In the Canary Islands, relocating a coastal town is a euphemism for exile. With no space inland, the shoreline becomes the only possible refuge. The Canary Islands' coastal law was created to legalize the longing to live where the waves break, a luxury that the central government routinely mistakes for an administrative infraction. Thus, the Canary Islands Government has set in motion the process of drafting its first Coastal Management Law, a legislative move that seeks to emancipate the islands from the "continental rigidity" of national regulations. After decades of administrative clashes with Madrid, the Ministry of Public Works, Housing, and Mobility has begun the preliminary consultation for a draft bill that promises to be the definitive shield against the "unqualified" application of the 1988 Coastal Law, a law designed for the Mediterranean or the Cantabrian Sea that, according to the regional government, systematically ignores the reality of an archipelago with 1.126 kilometers of fragmented coastline.
The report from the Directorate General of Coasts, signed by Antonio Manuel Acosta, justifies the urgency of this law based on a principle of territorial survival. Unlike the mainland, the Canary Islands cannot afford a "general retreat inland" to free up public land, simply because the islands' topography and size force most of the population and economic activity to coexist with the salt air.

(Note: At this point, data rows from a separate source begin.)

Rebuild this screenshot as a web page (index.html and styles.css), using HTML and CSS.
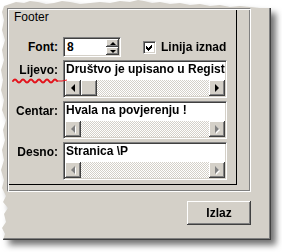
FILE: index.html
```html
<!DOCTYPE html>
<html lang="hr">

<head>
    <meta charset="UTF-8">
    <meta name="viewport" content="width=device-width, initial-scale=1.0">
    <title>Footer</title>
    <link rel="stylesheet" href="styles.css">
</head>

<body>
    <div class="shot">
        <div class="window">
            <div class="etched">
                <div class="panel">
                    <div class="legend">Footer</div>
                    <div class="form">
                        <label class="lbl lbl-mid">Font:</label>
                        <div class="font-row">
                            <div class="spin sunken">
                                <span class="spin-val">8</span>
                                <div class="spin-btns">
                                    <span class="sbtn"><i class="tri tri-up"></i></span>
                                    <span class="sbtn"><i class="tri tri-down"></i></span>
                                </div>
                            </div>
                            <span class="check sunken">
                                <svg width="9" height="9" viewBox="0 0 9 9">
                                    <polygon points="1,3 3,5 7,1 7,4 3,8 1,6" fill="#000"/>
                                </svg>
                            </span>
                            <span class="check-text">Linija iznad</span>
                        </div>

                        <label class="lbl">Lijevo:</label>
                        <div class="memo sunken">
                            <div class="memo-text">Društvo je upisano u Registar trgovačkog suda</div>
                            <div class="hscroll">
                                <span class="sb-btn"><i class="arr arr-left"></i></span>
                                <span class="sb-btn"></span>
                                <span class="sb-track"></span>
                                <span class="sb-btn"><i class="arr arr-right"></i></span>
                            </div>
                        </div>

                        <label class="lbl">Centar:</label>
                        <div class="memo sunken">
                            <div class="memo-text">Hvala na povjerenju !</div>
                            <div class="hscroll">
                                <span class="sb-btn"><i class="arr arr-left off"></i></span>
                                <span class="sb-track"></span>
                                <span class="sb-btn"><i class="arr arr-right off"></i></span>
                            </div>
                        </div>

                        <label class="lbl">Desno:</label>
                        <div class="memo sunken">
                            <div class="memo-text">Stranica \P</div>
                            <div class="hscroll">
                                <span class="sb-btn"><i class="arr arr-left off"></i></span>
                                <span class="sb-track"></span>
                                <span class="sb-btn"><i class="arr arr-right off"></i></span>
                            </div>
                        </div>
                    </div>
                </div>
            </div>
            <div class="actions">
                <button class="btn">Izlaz</button>
            </div>
        </div>
    </div>

    <!-- crvena oznaka ispod "Lijevo:" -->
    <svg class="squiggle" width="282" height="252" viewBox="0 0 282 252">
        <path d="M13,81 q2,-3 4,0 t4,0 t4,0 t4,0 t4,0 t4,0 t4,0 t4,0 t4,0 t4,0 t4,0" fill="none" stroke="#e3121b" stroke-width="2" stroke-linecap="round"/>
        <path d="M57,81 L62,81 L67,80" fill="none" stroke="#e3121b" stroke-width="1"/>
    </svg>
</body>

</html>
```

FILE: styles.css
```css
*{
    margin: 0;
    padding: 0;
    box-sizing: border-box;
}
html,body{
    width: 282px;
    height: 252px;
    overflow: hidden;
    background: #fff;
}
body{
    font-family: "Liberation Sans", Arial, sans-serif;
    font-size: 12px;
    line-height: 14px;
    color: #000;
    position: relative;
}
.shot{
    width: 271px;
    height: 240px;
    filter: drop-shadow(5px 5px 3px rgba(0,0,0,0.55));
}
.window{
    width: 271px;
    height: 240px;
    background: #d4d0c8;
    padding: 8px 0 0 7px;
    box-shadow: inset -1px -1px #404040, inset -2px -2px #808080;
    clip-path: polygon(4px 6px, 10px 4px, 16px 2px, 24px 3px, 30px 1px, 38px 2px, 46px 4px, 54px 3px, 62px 1px, 70px 2px, 80px 4px, 90px 3px, 100px 2px, 110px 3px, 120px 1px, 130px 2px, 138px 0, 144px 1px, 152px 3px, 160px 2px, 170px 4px, 180px 3px, 190px 5px, 200px 4px, 210px 6px, 220px 5px, 230px 7px, 240px 6px, 250px 7px, 260px 8px, 271px 8px, 271px 240px, 3px 240px, 5px 234px, 2px 228px, 6px 222px, 4px 214px, 8px 208px, 3px 202px, 6px 196px, 2px 188px, 4px 180px, 1px 170px, 4px 160px, 2px 150px, 5px 140px, 3px 130px, 6px 120px, 2px 110px, 4px 100px, 1px 90px, 3px 80px, 1px 70px, 4px 60px, 2px 50px, 5px 40px, 2px 30px, 4px 20px, 2px 12px);
}
.etched{
    width: 244px;
    height: 184px;
    padding: 1px;
    border: 1px solid;
    border-color: #808080 #fff #fff #808080;
    box-shadow: inset 1px 1px #fff, inset -1px -1px #808080;
}
.panel{
    width: 228px;
    height: 175px;
    border-right: 1px solid #000;
    border-bottom: 1px solid #000;
}
.legend{
    padding-left: 5px;
}
.form{
    display: grid;
    grid-template-columns: 49px 164px;
    grid-template-rows: 20px 38px 38px 38px;
    column-gap: 5px;
    row-gap: 3px;
    margin-top: 13px;
}
.lbl{
    font-weight: bold;
    text-align: right;
    padding-top: 3px;
}
.lbl-mid{
    align-self: center;
    padding-top: 0;
}
.sunken{
    border: 1px solid;
    border-color: #808080 #fff #fff #808080;
    box-shadow: inset 1px 1px #404040, inset -1px -1px #d4d0c8;
    padding: 1px;
    background: #fff;
}
.font-row{
    display: flex;
    align-items: center;
}
.spin{
    width: 58px;
    height: 20px;
    display: flex;
}
.spin-val{
    flex: 1;
    padding-left: 2px;
    font-weight: bold;
    line-height: 16px;
}
.spin-btns{
    width: 13px;
    display: flex;
    flex-direction: column;
}
.sbtn,.sb-btn{
    display: flex;
    align-items: center;
    justify-content: center;
    background: #d4d0c8;
    box-shadow: inset -1px -1px #404040, inset 1px 1px #fff, inset -2px -2px #808080;
}
.sbtn{
    height: 8px;
}
.tri{
    width: 0;
    height: 0;
    border-left: 3px solid transparent;
    border-right: 3px solid transparent;
}
.tri-up{
    border-bottom: 3px solid #000;
}
.tri-down{
    border-top: 3px solid #000;
}
.check{
    width: 13px;
    height: 13px;
    margin-left: 22px;
    display: flex;
}
.check svg{
    shape-rendering: crispEdges;
}
.check-text{
    margin-left: 5px;
    font-weight: bold;
}
.memo{
    display: flex;
    flex-direction: column;
}
.memo-text{
    height: 18px;
    padding-left: 1px;
    font-weight: bold;
    white-space: nowrap;
    overflow: hidden;
}
.hscroll{
    height: 16px;
    display: flex;
}
.sb-btn{
    width: 16px;
    height: 16px;
}
.sb-track{
    flex: 1;
    background-color: #fff;
    background-image: conic-gradient(#d4d0c8 25%, #fff 0 50%, #d4d0c8 0 75%, #fff 0);
    background-size: 2px 2px;
}
.arr{
    width: 0;
    height: 0;
    border-top: 4px solid transparent;
    border-bottom: 4px solid transparent;
}
.arr-left{
    border-right: 4px solid #000;
}
.arr-right{
    border-left: 4px solid #000;
}
.arr-left.off{
    border-right-color: #808080;
    filter: drop-shadow(1px 1px 0 #fff);
}
.arr-right.off{
    border-left-color: #808080;
    filter: drop-shadow(1px 1px 0 #fff);
}
.actions{
    width: 244px;
    display: flex;
    justify-content: flex-end;
    margin-top: 9px;
}
.btn{
    width: 64px;
    height: 24px;
    background: #d4d0c8;
    border: none;
    font-family: "Liberation Sans", Arial, sans-serif;
    font-size: 12px;
    font-weight: bold;
    color: #000;
    box-shadow: inset -1px -1px #404040, inset 1px 1px #fff, inset -2px -2px #808080;
}
.squiggle{
    position: absolute;
    left: 0;
    top: 0;
    pointer-events: none;
}
```
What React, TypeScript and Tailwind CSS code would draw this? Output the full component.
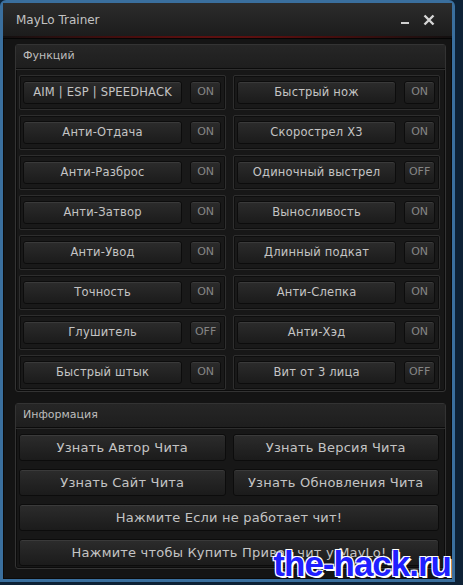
const rows: [string, string, string, string][] = [
  ["AIM | ESP | SPEEDHACK", "ON", "Быстрый нож", "ON"],
  ["Анти-Отдача", "ON", "Скорострел X3", "ON"],
  ["Анти-Разброс", "ON", "Одиночный выстрел", "OFF"],
  ["Анти-Затвор", "ON", "Выносливость", "ON"],
  ["Анти-Увод", "ON", "Длинный подкат", "ON"],
  ["Точность", "ON", "Анти-Слепка", "ON"],
  ["Глушитель", "OFF", "Анти-Хэд", "ON"],
  ["Быстрый штык", "ON", "Вит от 3 лица", "OFF"],
]

const btn =
  "flex items-center justify-center rounded-[3px] border border-[#0c0c0c] bg-gradient-to-b from-[#2c2c2c] to-[#1b1b1b] shadow-[inset_0_1px_0_#3a3a3a]"

function Cell({ label, state }: { label: string; state: string }) {
  return (
    <div className="flex h-[35px] items-center gap-2 rounded-[2px] border border-[#2e2e2e] bg-[#191919] pl-[3px] pr-[4px] shadow-[inset_0_0_0_1px_#0e0e0e]">
      <div className={`${btn} h-[23px] w-[160px] text-[11.5px] tracking-[0.2px] text-[#c4c4c4]`}>{label}</div>
      <div className={`${btn} h-[23px] w-[31px] text-[11px] text-[#858585]`}>{state}</div>
    </div>
  )
}

function GroupHeader({ title }: { title: string }) {
  return (
    <div className="flex h-[24px] items-center border-b border-[#0b0b0b] bg-gradient-to-b from-[#262626] to-[#1e1e1e] px-[7px] text-[11px] text-[#bdbdbd] shadow-[0_1px_0_#2e2e2e]">
      {title}
    </div>
  )
}

export default function App() {
  return (
    <div
      className="relative h-[585px] w-[463px] overflow-hidden bg-[#0e2236]"
      style={{ fontFamily: '"DejaVu Sans", Verdana, sans-serif' }}
    >
      <div className="absolute inset-0 mb-[3px] mr-[8px] rounded-t-[6px] border-[3px] border-[#3a6f9e] bg-[#141414] shadow-[inset_0_0_0_1px_#0a0a0a]">
        {/* title bar */}
        <div className="relative flex h-[33px] items-center justify-between bg-gradient-to-b from-[#2c2c2c] to-[#1c1c1c] pl-[13px] pr-[17px]">
          <span className="text-[12px] text-[#c2c2c2]">MayLo Trainer</span>
          <div className="flex items-center gap-[14px]">
            <span className="mt-[6px] block h-[2px] w-[8px] bg-[#cfcfcf]" />
            <svg width="12" height="12" viewBox="0 0 12 12">
              <path d="M1.5 1.5 L10.5 10.5 M10.5 1.5 L1.5 10.5" stroke="#d6d6d6" strokeWidth="2.4" />
            </svg>
          </div>
        </div>
        <div className="h-[2px] bg-[radial-gradient(ellipse_at_center,#a11a1a_0%,#4a0d0d_45%,#101010_80%)]" />
        <div className="h-[1px] bg-[#050505]" />

        <div className="flex flex-col gap-[11px] pl-[12px] pr-[6px] pt-[5px]">
          {/* functions group */}
          <div className="h-[348px] rounded-[3px] border border-[#333] bg-[#171717] shadow-[inset_0_0_0_1px_#0c0c0c]">
            <GroupHeader title="Функций" />
            <div className="flex flex-col gap-[5px] pl-[3px] pr-[5px] pt-[6px]">
              {rows.map(([a, sa, b, sb]) => (
                <div key={a} className="grid grid-cols-2 gap-[7px]">
                  <Cell label={a} state={sa} />
                  <Cell label={b} state={sb} />
                </div>
              ))}
            </div>
          </div>

          {/* info group */}
          <div className="h-[166px] rounded-[3px] border border-[#333] bg-[#171717] shadow-[inset_0_0_0_1px_#0c0c0c]">
            <GroupHeader title="Информация" />
            <div className="flex flex-col gap-[8px] pl-[3px] pr-[6px] pt-[6px] text-[13px] tracking-[0.2px] text-[#c4c4c4]">
              <div className="grid grid-cols-2 gap-[7px]">
                <div className={`${btn} h-[27px]`}>Узнать Автор Чита</div>
                <div className={`${btn} h-[27px]`}>Узнать Версия Чита</div>
              </div>
              <div className="grid grid-cols-2 gap-[7px]">
                <div className={`${btn} h-[27px]`}>Узнать Сайт Чита</div>
                <div className={`${btn} h-[27px]`}>Узнать Обновления Чита</div>
              </div>
              <div className={`${btn} h-[27px]`}>Нажмите Если не работает чит!</div>
              <div className={`${btn} h-[27px]`}>Нажмите чтобы Купить Приват чит у MayLo!</div>
            </div>
          </div>
        </div>
      </div>

      {/* watermark */}
      <div
        className="absolute bottom-[4px] right-[12px] text-[35px] font-bold leading-none tracking-[-1px] text-[#1f1fff] [text-shadow:-1px_-1px_0_#fff,1px_-1px_0_#fff,-1px_1px_0_#fff,1px_1px_0_#fff,2px_2px_0_#fff]"
        style={{ fontFamily: '"Liberation Sans", Arial, sans-serif' }}
      >
        the-hack.ru
      </div>
    </div>
  )
}
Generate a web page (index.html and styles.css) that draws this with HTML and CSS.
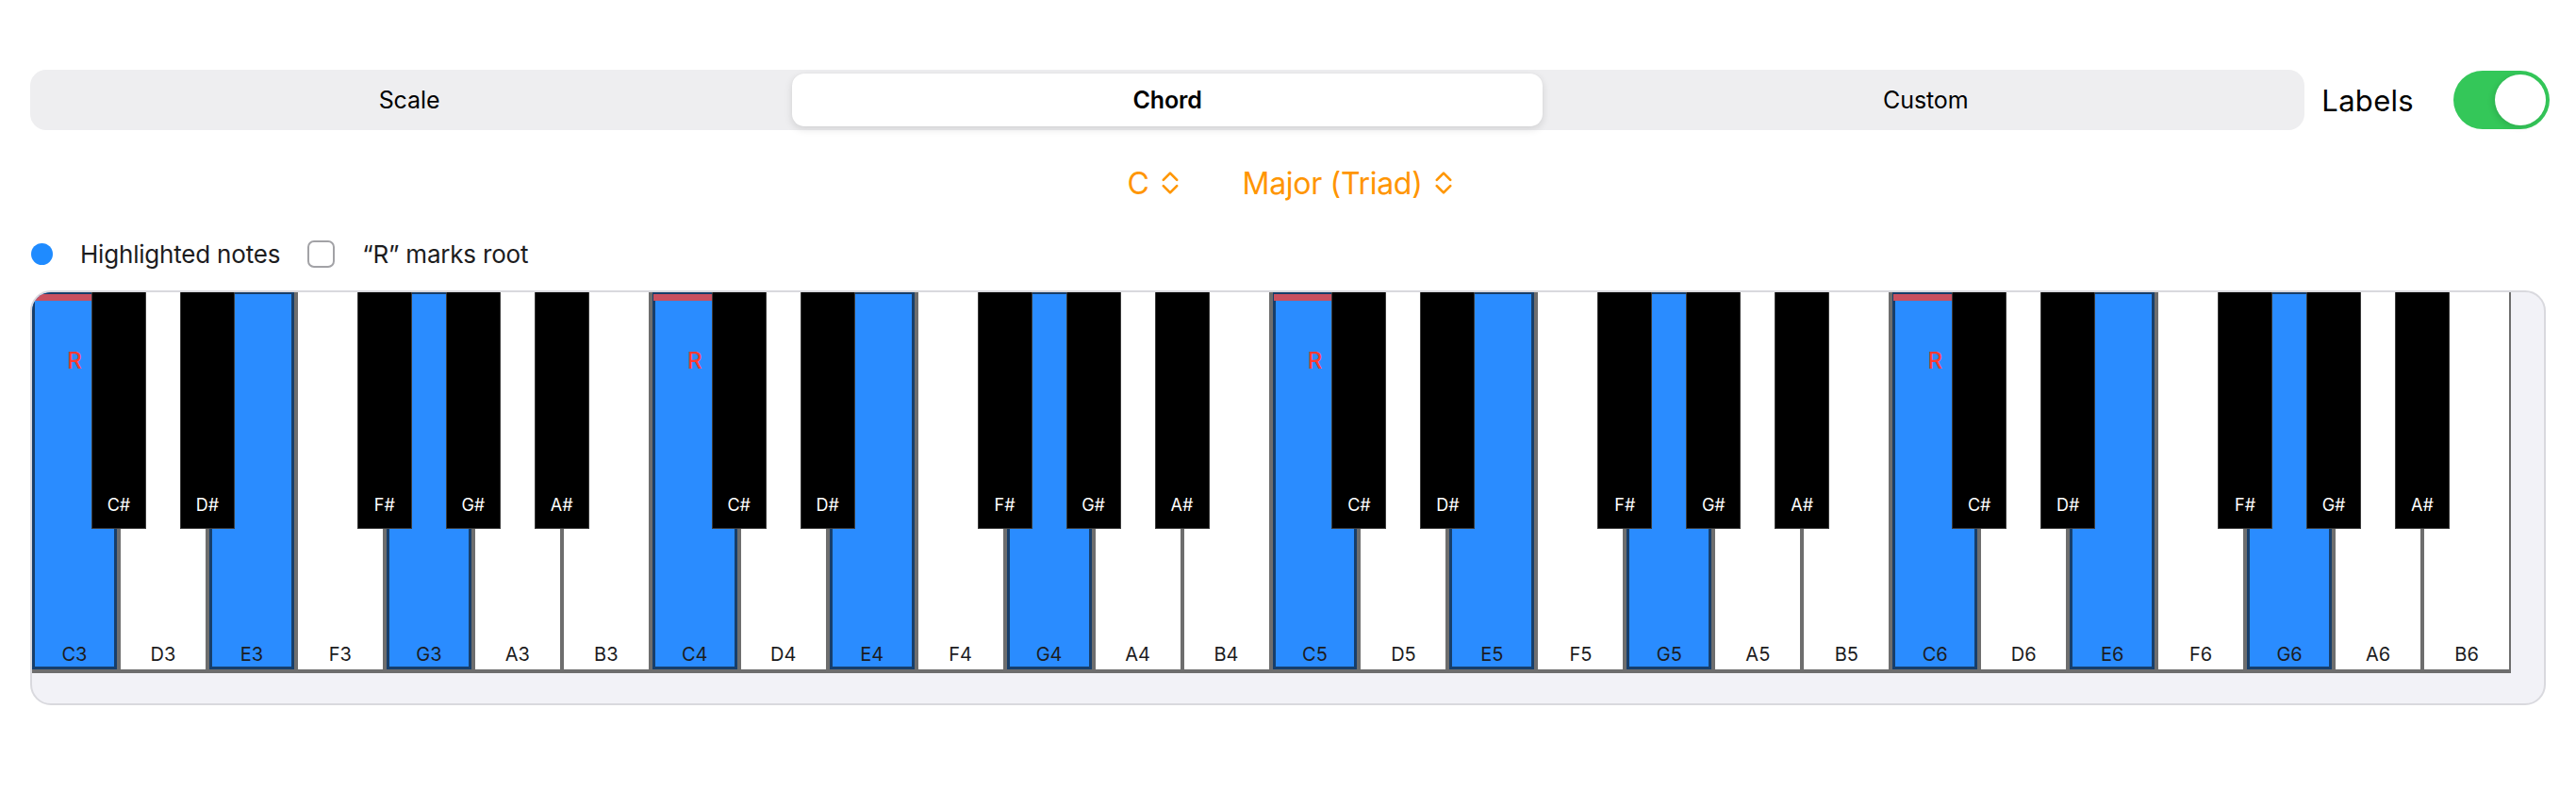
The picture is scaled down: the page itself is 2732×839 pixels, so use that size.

The official document highlights the "ecological fragility" of an ecosystem that is home to 9.000 marine species—many of them endemic—but emphasizes that achieving balance should not involve displacing residents, but rather managing the islands with "local knowledge."
One of the most striking and politically sensitive points of the document is the explicit recognition of existing population centers along the coast. The proposed law aims to protect, regulate, and, only when strictly necessary, relocate these settlements, many of which live under the constant threat of demolition ordered from offices 1.500 kilometers away. The Canary Islands Government considers it "untenable" to continue applying an abstract regulatory framework that ignores the geographical discontinuity and the historical connection of the islanders to their coast, asserting its exclusive jurisdiction granted by the Statute of Autonomy.
The regulations will not only focus on the land; they also aim to regulate the "Canary Islands maritime space," the waters that connect the islands. The objective is to regulate growing activities such as marine hydroelectric power generation and fishing, avoiding regulatory chaos. The regional government has ruled out proposing a reform of the national law in the Spanish Parliament, calling it an "uncertain" process that would dilute the Canary Islands' needs in a national debate. With this law, the Canary Islands join the path taken by Catalonia, Galicia, and Valencia, seeking "regulatory simplicity" that guarantees environmental health without stifling the islands' right to continue living in harmony with the sea.